BA MUST be reflecting that there's no such thing as a cheap lunch. When it sold off its in-flight catering arm to Swissair in 1997, it only seemed to be doing what everyone else was. Outsourcing, together with its sibling, offshoring, has become a seemingly unstoppable management bandwagon.
Outsourcing adviser TPI estimated that major outsourcing deals - those worth more than $40 million (pounds 22m) - totalled $58 billion last year, while adding in smaller deals and related consultancy would multiply that figure several times. The UK spent pounds 2.5bn on outsourcing advice alone in 2004, much of it in the public sector. BA itself has more than 2,000 outsourcing relationships in place.
For BA, as for other companies, there is a management rationale for outsourcing a function previously done in-house. The doctrine of 'core competencies' suggests that an organisation is better off cultivating the few things it is distinctively good at and farming out the rest. This is not new: companies have always had to make trade-offs between making or buying.
However, what made outsourcing a hot ticket was its application in the 1990s to IT, which not only lent itself to outsourcing as a function by the same token, other functions based on it, such as HR and administration of all kinds, could also be hived off to third parties. Services as well as manufacturing could be taken apart, farmed out, then reassembled seamlessly at the point of delivery.
As a result, a growing army of eager vendors queued up to offer an increasing range of processes that went deeper and deeper into the heart of the firm. At the height of the internet boom, excitable observers were suggesting that conventional companies would eventually disappear, being replaced by fluid networks that constantly reconfigured themselves. 'Outsource everything except your soul!' exhorted arch-guru Tom Peters.
As with much in management, however, outsourcing has a less obvious agenda. To find out what is really driving its exponential increase you have to look at the incentives. The major impetus is not what it does to operational but to financial performance.
Taking assets off the balance sheet increases reported return on assets at a stroke, just as the reduction in headcount boosts revenues per employee. Moreover, it is far easier for the firm that is outsourcing to use market pressure to cut costs - by threatening to switch suppliers - than it would be to do so internally. In effect, it offloads the difficult task of operational improvement to the supplier.
Lower costs drop straight to the bottom line higher earnings leveraged by high price-earnings ratios boost the share price rising shareholder value increases executive pay - at least in the short term.
The financial engineering angle explains why outsourcing is so much more important in the Anglo-Saxon economies, with their emphasis on shareholder value, than in continental Europe. By the end of the 1990s, US manufacturing firms were outsourcing between 50 and 70 per cent of the value they added. But in the long run operational considerations have a nasty habit of reasserting themselves - as is happening with BA.

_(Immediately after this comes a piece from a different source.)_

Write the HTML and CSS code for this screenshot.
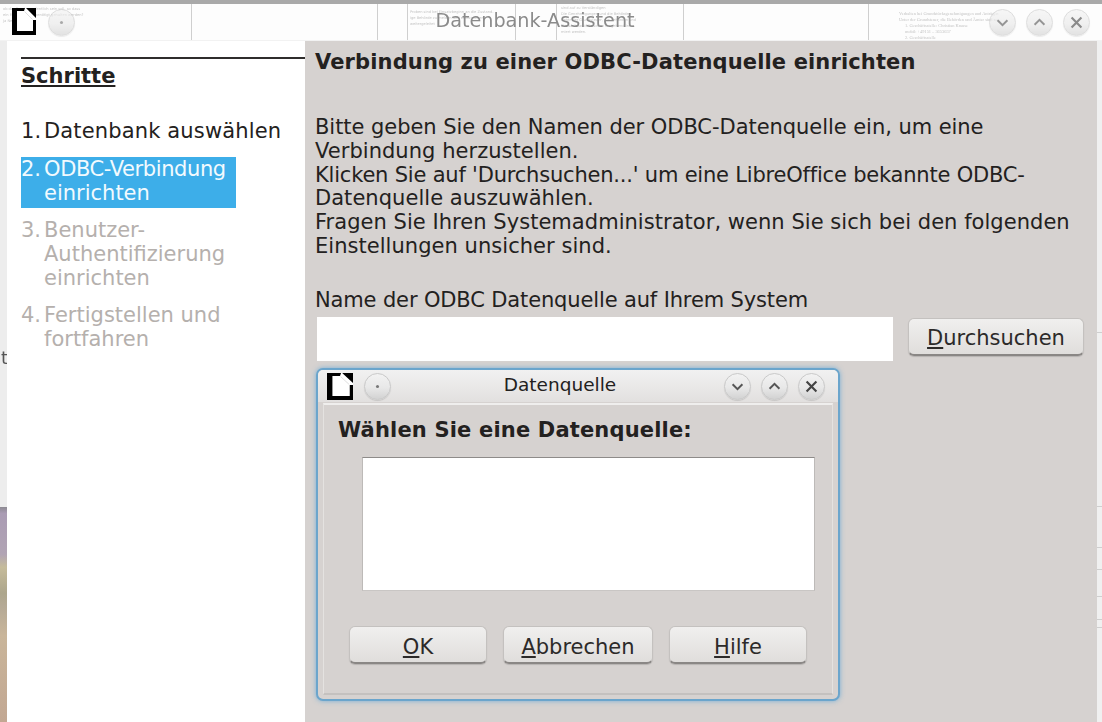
FILE: index.html
```html
<!DOCTYPE html>
<html lang="de">
<head>
<meta charset="utf-8">
<title>Datenbank-Assistent</title>
<link rel="stylesheet" href="styles.css">
</head>
<body>
<svg class="defs" width="0" height="0" aria-hidden="true">
  <defs>
    <symbol id="doc" viewBox="0 0 24 27" preserveAspectRatio="none">
      <path d="M0 0H24V27H0Z" fill="#000"/>
      <path d="M5 3H12L13 0H14L24 10V12H21V23H5Z" fill="#fff"/>
      <path d="M12.5 3.5L20.5 11.5" stroke="#d8d8d8" stroke-width=".8" fill="none"/>
    </symbol>
    <symbol id="dot" viewBox="0 0 28 28">
      <circle cx="14" cy="14" r="1.7" fill="#777"/>
    </symbol>
    <symbol id="down" viewBox="0 0 28 28">
      <path d="M8.5 11.5L14 17L19.5 11.5" fill="none" stroke="#555" stroke-width="2.2"/>
    </symbol>
    <symbol id="up" viewBox="0 0 28 28">
      <path d="M8.5 16.5L14 11L19.5 16.5" fill="none" stroke="#555" stroke-width="2.2"/>
    </symbol>
    <symbol id="close" viewBox="0 0 28 28">
      <path d="M8.5 8.5L19.5 19.5M19.5 8.5L8.5 19.5" fill="none" stroke="#444" stroke-width="2.4"/>
    </symbol>
  </defs>
</svg>
<div class="screen">
  <header class="titlebar">
    <div class="backdrop">
      <div class="cell cell-a"><p>ob das Fenster ordentlich sein soll, so dass</p><p>ein Formular hier benötigt gehalten werden?</p><p>Ja  Nein – Vertrag?</p></div>
      <div class="cell cell-b"></div>
      <div class="cell cell-c"></div>
      <div class="cell cell-d"><p>Proben sind bei Einsatzbeginn an die Zustand-</p><p>ige Behörde zu melden und einzureichen</p><p>weitergeleitet</p></div>
      <div class="cell cell-e"></div>
      <div class="cell cell-f"><p>sind auf zu Verständigen</p><p>Die Genehmigungen und die Behörden</p><p>Unter der Grundsteuer, die Behörden und</p><p>die Nachbarstelle sollen umgehend infor-</p><p>miert werden.</p></div>
      <div class="cell cell-g"></div>
      <div class="cell cell-h"><p>Verhalten bei Grundstücksgenehmigungen und Anträgen</p><p>Unter der Grundsteuer, die Behörden und Ämter sind zu</p><p class="ind">1. Geschäftsstelle: Christian Krause</p><p class="ind">mobil: +49151 – 3653657</p><p class="ind">2. Geschäftsstelle</p></div>
    </div>
    <div class="bar-left">
      <svg class="logo-main"><use href="#doc"/></svg>
      <span class="wbtn wbtn-faded"><svg><use href="#dot"/></svg></span>
    </div>
    <div class="bar-title">Datenbank-Assistent</div>
    <div class="bar-right">
      <span class="wbtn wbtn-faded"><svg><use href="#down"/></svg></span>
      <span class="wbtn wbtn-faded"><svg><use href="#up"/></svg></span>
      <span class="wbtn wbtn-faded"><svg><use href="#close"/></svg></span>
    </div>
  </header>

  <div class="window-row">
    <div class="strip-left">
      <div class="strip-doc"><span class="stray">t</span></div>
      <div class="strip-photo"></div>
    </div>

    <aside class="sidebar">
      <h2 class="steps-title">Schritte</h2>
      <ol class="steps">
        <li class="step step-first"><span>1.</span><span>Datenbank auswählen</span></li>
        <li class="step step-active"><span>2.</span><span><span class="ln ln-odbc">ODBC-Verbindung</span><span class="ln">einrichten</span></span></li>
        <li class="step step-off"><span>3.</span><span>Benutzer-Authentifizierung einrichten</span></li>
        <li class="step step-off"><span>4.</span><span>Fertigstellen und fortfahren</span></li>
      </ol>
    </aside>

    <main class="panel">
      <h1 class="panel-title">Verbindung zu einer ODBC-Datenquelle einrichten</h1>
      <p class="panel-text"><span class="ln ln-a">Bitte geben Sie den Namen der ODBC-Datenquelle ein, um eine</span><span class="ln">Verbindung herzustellen.</span><span class="ln ln-b">Klicken Sie auf 'Durchsuchen...' um eine LibreOffice bekannte ODBC-</span><span class="ln">Datenquelle auszuwählen.</span><span class="ln">Fragen Sie Ihren Systemadministrator, wenn Sie sich bei den folgenden</span><span class="ln">Einstellungen unsicher sind.</span></p>
      <label class="field-label" for="dsn">Name der ODBC Datenquelle auf Ihrem System</label>
      <div class="field-row">
        <input class="field" id="dsn" type="text">
        <button class="btn btn-browse" type="button"><u>D</u>urchsuchen</button>
      </div>
    </main>

    <div class="strip-right">
      <div class="rs rs-1"></div>
      <div class="rs rs-2"></div>
      <div class="rs rs-3"></div>
      <div class="rs rs-4"></div>
      <div class="rs rs-5"></div>
      <div class="rs rs-6"></div>
      <div class="rs rs-7"></div>
    </div>
  </div>

  <section class="dialog">
    <header class="dialog-bar">
      <div class="dialog-left">
        <svg class="logo-dialog"><use href="#doc"/></svg>
        <span class="wbtn"><svg><use href="#dot"/></svg></span>
      </div>
      <div class="dialog-title">Datenquelle</div>
      <div class="dialog-right">
        <span class="wbtn"><svg><use href="#down"/></svg></span>
        <span class="wbtn"><svg><use href="#up"/></svg></span>
        <span class="wbtn"><svg><use href="#close"/></svg></span>
      </div>
    </header>
    <div class="dialog-body">
      <h3 class="dialog-head">Wählen Sie eine Datenquelle:</h3>
      <div class="listbox"></div>
      <div class="dialog-actions">
        <button class="btn btn-ok" type="button"><u>O</u>K</button>
        <button class="btn btn-cancel" type="button"><u>A</u>bbrechen</button>
        <button class="btn btn-help" type="button"><u>H</u>ilfe</button>
      </div>
    </div>
  </section>
</div>
</body>
</html>
```
FILE: styles.css
```css
* { box-sizing: border-box; }
html, body { margin: 0; padding: 0; background: #fff; }
.defs { position: absolute; }
.screen {
  position: relative;
  width: 1102px;
  height: 722px;
  overflow: hidden;
  display: flex;
  flex-direction: column;
  font-family: "DejaVu Sans", sans-serif;
  color: #232120;
  filter: blur(0.45px);
}

/* main title bar, translucent over a document */
.titlebar {
  position: relative;
  flex: 0 0 41px;
  display: flex;
  align-items: center;
  justify-content: space-between;
  background: #fdfdfd;
  padding: 3px 12px 0;
}
.backdrop {
  position: absolute;
  inset: 0;
  display: grid;
  grid-template-columns: 192px 186px 30px 108px 41px 127px 185px 1fr;
  border-top: 4px solid #a9a9a9;
  border-bottom: 1px solid #f2f2f2;
  overflow: hidden;
}
.cell {
  border-right: 1px solid #cfcfcf;
  padding: 1px 0 0 3px;
  font-size: 3.6px;
  line-height: 6px;
  color: #c4c4c4;
  white-space: nowrap;
  overflow: hidden;
}
.cell p { margin: 0; }
.cell-a { padding-top: 2px; }
.cell-d { padding: 5px 0 0 2px; }
.cell-f { padding: 1px 0 0 4px; }
.cell-h { border-right: 0; padding: 7px 0 0 30px; font-family: "Liberation Serif", serif; font-size: 4.4px; }
.ind { padding-left: 6px; }
.bar-left, .bar-right { position: relative; }
.bar-left { display: flex; align-items: center; gap: 12px; }
.logo-main { width: 24px; height: 27px; margin-top: -2px; }
.logo-dialog { width: 26px; height: 27px; }
.bar-title {
  position: absolute;
  left: 0;
  right: 0;
  top: 9px;
  padding-right: 32px;
  text-align: center;
  font-size: 19.2px;
  line-height: 24px;
  color: #8b8b8b;
}
.bar-right { display: flex; gap: 10px; }
.wbtn {
  flex: none;
  width: 27px;
  height: 27px;
  border-radius: 50%;
  border: 1px solid #c9c9c9;
  background: linear-gradient(#f2f2f2, #e8e8e8 55%, #d2d2d2);
  box-shadow: 0 1px 1px rgba(0, 0, 0, .12);
  display: block;
}
.wbtn svg { display: block; width: 25px; height: 25px; }
.wbtn-faded { opacity: .62; }

/* window */
.window-row { flex: 1; display: flex; min-height: 0; }
.strip-left { flex: 0 0 7px; display: flex; flex-direction: column; }
.strip-doc {
  flex: 0 0 466px;
  background: #ededed;
  position: relative;
  overflow: hidden;
  font-size: 18px;
  color: #555;
}
.stray { position: absolute; left: 1px; top: 306px; line-height: 22px; }
.strip-photo {
  flex: 1;
  background: linear-gradient(#8d8a92 0, #aa9cb4 3%, #b1a4b4 22%, #c5bb9a 28%, #ada68c 40%, #b4a995 46%, #c9b59a 60%, #c2a792 100%);
}
.sidebar {
  flex: 0 0 298px;
  background: #fff;
  padding: 16px 0 0 14px;
}
.steps-title {
  margin: 0 0 30px;
  padding-top: 5px;
  border-top: 2px solid #2f2d2c;
  font-size: 21px;
  line-height: 25px;
  font-weight: 700;
  text-decoration: underline;
}
.steps {
  margin: 0;
  padding: 0;
  list-style: none;
  width: 262px;
  font-size: 21px;
  line-height: 24px;
}
.step { display: grid; grid-template-columns: 23px 1fr; }
.step-first { margin: 1px 0 14px; letter-spacing: .15px; }
.step-active {
  width: 215px;
  padding: 0 0 3px;
  margin-bottom: 10px;
  background: #3daee9;
  color: #f2fafe;
}
.ln { display: block; }
.ln-odbc { letter-spacing: -.4px; }
.ln-a { letter-spacing: -.05px; }
.ln-b { letter-spacing: -.2px; }
.step-off { color: #b5b0ad; margin-bottom: 13px; }
.panel {
  flex: 1;
  background: #d6d2d0;
  padding: 9px 0 0 10px;
}
.panel-title {
  margin: 0 0 41px;
  font-size: 21px;
  line-height: 25px;
  letter-spacing: .13px;
  font-weight: 700;
}
.panel-text {
  margin: 0 0 29px;
  font-size: 21px;
  line-height: 23.8px;
  letter-spacing: .04px;
}
.field-label { display: block; font-size: 21px; line-height: 24px; letter-spacing: -.14px; }
.field-row { display: flex; align-items: flex-start; margin: 5px 0 0 2px; }
.field {
  width: 576px;
  height: 44px;
  border: 0;
  background: #fff;
  display: block;
  outline: 0;
}
.btn {
  height: 38px;
  padding: 4px 0 0;
  border: 1px solid #c4c1bf;
  border-bottom: 2px solid #8a8785;
  border-radius: 6px;
  background: linear-gradient(#f0efee, #e0dedc);
  font-family: "DejaVu Sans", sans-serif;
  font-size: 21px;
  line-height: 24px;
  color: #2c2a29;
  box-shadow: 0 1px 1px rgba(0, 0, 0, .15);
}
.btn-browse { width: 176px; margin: 1px 0 0 15px; }
.strip-right { flex: 0 0 5px; background: #f0f0f0; display: flex; flex-direction: column; }
.rs { border-bottom: 1px solid #cfcfcf; }
.rs-1 { flex: 0 0 292px; }
.rs-2 { flex: 0 0 174px; }
.rs-3 { flex: 0 0 41px; }
.rs-4 { flex: 0 0 22px; }
.rs-5 { flex: 0 0 27px; }
.rs-6 { flex: 0 0 23px; }
.rs-7 { flex: 0 0 8px; }

/* floating dialog */
.dialog {
  position: absolute;
  left: 316px;
  top: 368px;
  width: 524px;
  height: 333px;
  display: flex;
  flex-direction: column;
  background: #d6d2d0;
  border: 2px solid #6ba5cc;
  border-radius: 7px;
  box-shadow: 0 0 5px rgba(80, 160, 215, .7);
}
.dialog-bar {
  flex: 0 0 32px;
  position: relative;
  display: flex;
  align-items: center;
  justify-content: space-between;
  padding: 0 13px 0 9px;
  background: linear-gradient(#f1f1f1, #e2e0df);
  border-radius: 5px 5px 0 0;
}
.dialog-left { display: flex; align-items: center; gap: 11px; }
.dialog-right { display: flex; gap: 10px; }
.dialog-title {
  position: absolute;
  left: 0;
  right: 0;
  top: 3px;
  padding-right: 36px;
  text-align: center;
  font-size: 18.5px;
  line-height: 24px;
}
.dialog-body {
  flex: 1;
  margin: 1px 5px 4px;
  padding: 13px 0 0 14px;
  border-top: 2px solid #efeeed;
  border-left: 1px solid #e4e2e0;
  border-right: 1px solid #e4e2e0;
  border-bottom: 2px solid #c4c1bf;
  display: flex;
  flex-direction: column;
}
.dialog-head {
  margin: 0 0 15px;
  font-size: 21px;
  line-height: 24px;
  letter-spacing: .17px;
  font-weight: 700;
}
.listbox {
  width: 453px;
  height: 134px;
  margin-left: 24px;
  background: #fff;
  border-top: 1px solid #8e8b89;
  border-left: 1px solid #bdbab8;
  border-right: 1px solid #bdbab8;
  border-bottom: 1px solid #c9c6c4;
}
.dialog-actions { display: flex; gap: 16px; margin: 35px 0 0 11px; }
.btn-ok, .btn-help { width: 138px; }
.btn-cancel { width: 150px; }
```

Suppliers' margins cannot be squeezed ad infinitum, particularly when there are only two of them, as in the case of global airline caterers, and both are in financial trouble. BA has already had to improve the terms of its contract with Gate Gourmet to allow it to survive, thus negating part of the point of the deal.
As many companies are finding, outsourcing has hidden costs that over time diminish its apparent advantages or even wipe them out. These are simply not captured in the economic model. The most obvious is control when things go wrong, as at Heathrow.
But basic operational knowledge is also a casualty. When Gate Gourmet's new owner, Swissair, collapsed, the caterer was bought by Texas Pacific, a private-equity group. Private equity, too, is all about finance: companies are loaded with debt and sweated mercilessly with a view to being sold on as soon as possible. So Gate Gourmet was under huge pressure to drive down costs (mostly labour) from both its customers and its owners.
If the airline had still been in charge, it would have known the strain and risk to which it was submitting its supply chain. It would have also known that its baggage handlers and support staff were not only members of the same trade union as the catering workers - they were their husbands and brothers. Whatever they say in public, companies typically outsource to cut costs. But because they fail to look at the process as a whole, they often end up increasing them.
In BA's case, the airline estimates that the summer chaos has cost it at least pounds 30m, but who knows the real total in terms of damaged reputation and lost custom in the future?
Conventional wisdom says that companies should never attempt to outsource problems or risk, and for once it is right. The only way to make outsourcing work is to know as much about the function and to put as much work into managing it as the company you have handed the job to. In which case, of course, you might equally well do it yourself.